:: STORED DATA ::

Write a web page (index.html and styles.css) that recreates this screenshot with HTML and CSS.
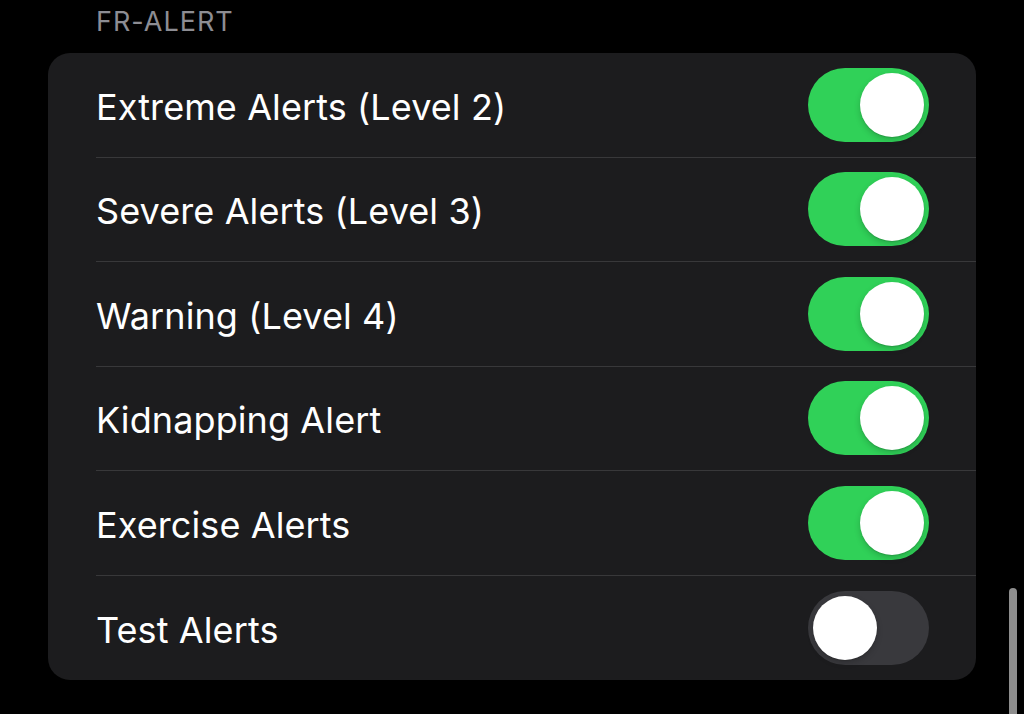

:::
:: STORED DATA ::

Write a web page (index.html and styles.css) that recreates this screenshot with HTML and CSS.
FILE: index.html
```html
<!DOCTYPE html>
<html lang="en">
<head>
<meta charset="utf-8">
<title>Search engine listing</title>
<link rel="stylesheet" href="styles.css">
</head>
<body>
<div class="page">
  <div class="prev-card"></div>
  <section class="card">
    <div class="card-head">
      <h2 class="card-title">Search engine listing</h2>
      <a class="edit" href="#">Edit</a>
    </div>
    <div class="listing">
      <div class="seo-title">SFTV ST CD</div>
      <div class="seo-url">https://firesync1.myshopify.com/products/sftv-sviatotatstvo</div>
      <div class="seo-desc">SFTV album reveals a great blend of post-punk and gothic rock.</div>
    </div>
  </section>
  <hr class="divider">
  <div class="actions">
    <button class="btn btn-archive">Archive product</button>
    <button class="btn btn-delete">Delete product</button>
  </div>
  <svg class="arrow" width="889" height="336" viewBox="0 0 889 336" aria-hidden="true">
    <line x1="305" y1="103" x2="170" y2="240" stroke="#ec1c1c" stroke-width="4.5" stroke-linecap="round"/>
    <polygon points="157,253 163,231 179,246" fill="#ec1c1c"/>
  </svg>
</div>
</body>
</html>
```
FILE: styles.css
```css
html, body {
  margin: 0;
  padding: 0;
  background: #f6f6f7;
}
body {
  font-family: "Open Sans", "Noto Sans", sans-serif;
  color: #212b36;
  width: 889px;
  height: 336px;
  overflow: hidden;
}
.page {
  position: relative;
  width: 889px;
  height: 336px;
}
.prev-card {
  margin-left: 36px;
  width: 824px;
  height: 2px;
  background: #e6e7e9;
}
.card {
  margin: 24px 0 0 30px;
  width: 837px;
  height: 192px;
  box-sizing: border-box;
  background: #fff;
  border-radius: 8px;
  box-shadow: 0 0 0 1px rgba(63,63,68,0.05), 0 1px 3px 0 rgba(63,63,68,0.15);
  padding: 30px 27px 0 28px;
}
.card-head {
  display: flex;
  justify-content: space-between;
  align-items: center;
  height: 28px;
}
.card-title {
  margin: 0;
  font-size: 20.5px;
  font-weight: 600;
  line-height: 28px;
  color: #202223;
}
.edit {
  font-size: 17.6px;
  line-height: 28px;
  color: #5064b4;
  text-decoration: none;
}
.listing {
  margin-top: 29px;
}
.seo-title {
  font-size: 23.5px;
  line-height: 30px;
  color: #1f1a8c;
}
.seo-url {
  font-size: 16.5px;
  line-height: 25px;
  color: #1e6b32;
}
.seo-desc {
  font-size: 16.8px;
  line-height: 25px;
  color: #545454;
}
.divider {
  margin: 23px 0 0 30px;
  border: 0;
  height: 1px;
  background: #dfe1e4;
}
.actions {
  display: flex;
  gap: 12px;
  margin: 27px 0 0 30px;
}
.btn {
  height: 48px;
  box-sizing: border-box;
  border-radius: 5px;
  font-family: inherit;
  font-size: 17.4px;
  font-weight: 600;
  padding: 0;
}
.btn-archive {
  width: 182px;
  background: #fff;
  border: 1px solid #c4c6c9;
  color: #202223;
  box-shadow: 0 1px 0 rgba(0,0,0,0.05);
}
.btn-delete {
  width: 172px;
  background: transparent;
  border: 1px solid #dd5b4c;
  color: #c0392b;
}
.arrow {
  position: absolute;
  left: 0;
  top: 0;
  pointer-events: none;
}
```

:::

→ **REQUIREMENTS**: Among the lines of the data, identify those with the word "page". Copy each of them.

→ **OUTPUT FOR THIS EXERCISE**:
Write a web page (index.html and styles.css) that recreates this screenshot with HTML and CSS.
Write a web page (index.html and styles.css) that recreates this screenshot with HTML and CSS.
<div class="page">
.page {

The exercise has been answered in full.